Failed States

by Nic Olson

When history is crafted in the service of power, evidence and rationality are irrelevant.

-Noam Chomsky, Failed States, p100

I am in the business of joy. Lowercase j. I am directly employed by Santa himself to greet the masses of joyless souls and bring the rapture of new merchandise to their lives. Running a business as if it were a business makes sense, as long as a service is provided or goods are traded for money. People convinced they they have a right to demand things in the form of a Christmas list because they believe that forced giving is the thoughtful thing to do, are running their lives like a business, taking advantage of situations and people and money. This does not make sense.
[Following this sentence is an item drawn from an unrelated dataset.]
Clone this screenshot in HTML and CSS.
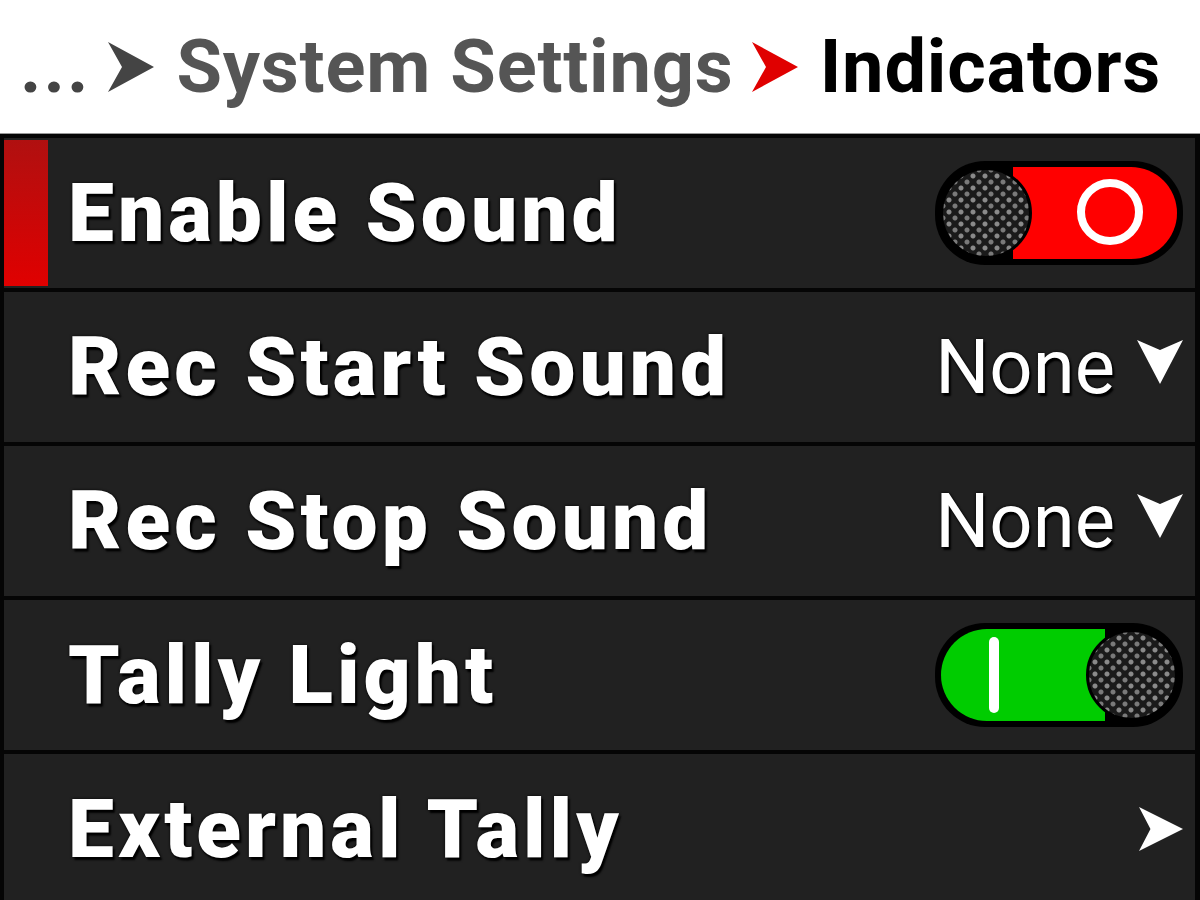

In structure, the political counterpart to a corporation is a totalitarian state. There are rewards for loyalists, and quick punishment for those who “cross party leaders.” The antidemocratic thrust has precedents, of course, but is reaching new heights. It should surprise no one familiar with history that it is accompanied by the most august missions and visions of democracy.

-Noam Chomsky, Failed States, p238

Running a government as if it were a business frightens me. It makes humans commodities and necessities marketable. More regard for the dollars earned than the humans living in conditions where it is impossible to earn enough for basic human comforts. The past and the present have been crafted in the service of power. The connection between the system governed by the powerful and wealthy and the consumerism of this season is not coincidental. Someone, or a series of someones, have carefully crafted this holiday season that is loved by so many into a two-month shopping obligation. Our love for one another that is best expressed through fellowship and merriment has been changed so that we feel the only way to express it is through the giving of unnecessary items. And it has only strengthened their position of power. They have taken what we love more than anything and inverted it into another means of profit. Power is a business.

Among the most salient properties of failed states is that they do not protect their citizens from violence—and perhaps even destruction—or that decision makers regard such concerns as lower in priority than the short-term power and wealth of the state’s dominant sectors.

-Noam Chomsky, Failed States, p38

Violence can be demonstrated in many ways. A boot stamping on a human face forever. An army occupying another country to control the energy reserves and elections to stifle the power of a population. Several levels of government building a handsome yet useless multimillion dollar sidewalk ignoring a housing crisis that continually worsens. Poverty is violence.

Our state has used garlands and lights and parades to help us forget that it has indeed failed. And these lights and garlands have trained us to continue to support the failed state through red Santa hats and a marketable ‘Christmas Spirit.’ Either each year the situation becomes more grave than the last, or each year my cynicisms mount even higher than Santa’s pyramid of elf skulls that he compiles at year end, a physical exposition of the slave labour that his capitalist methods require.

We can demonstrate our power by running our lives as the human lives they are, not as the businesses that they are told to be. We can take back the power from the failed state by refusing to participate in the season that characterizes their abuses and violence more than any other time of the year. We can go a year without ‘celebrating’ to show that our Joy (capital J) is founded in something more than a self-serving system that they created for us to mindlessly follow. We can buy nothing and be better, more generous, less selfish people because of it.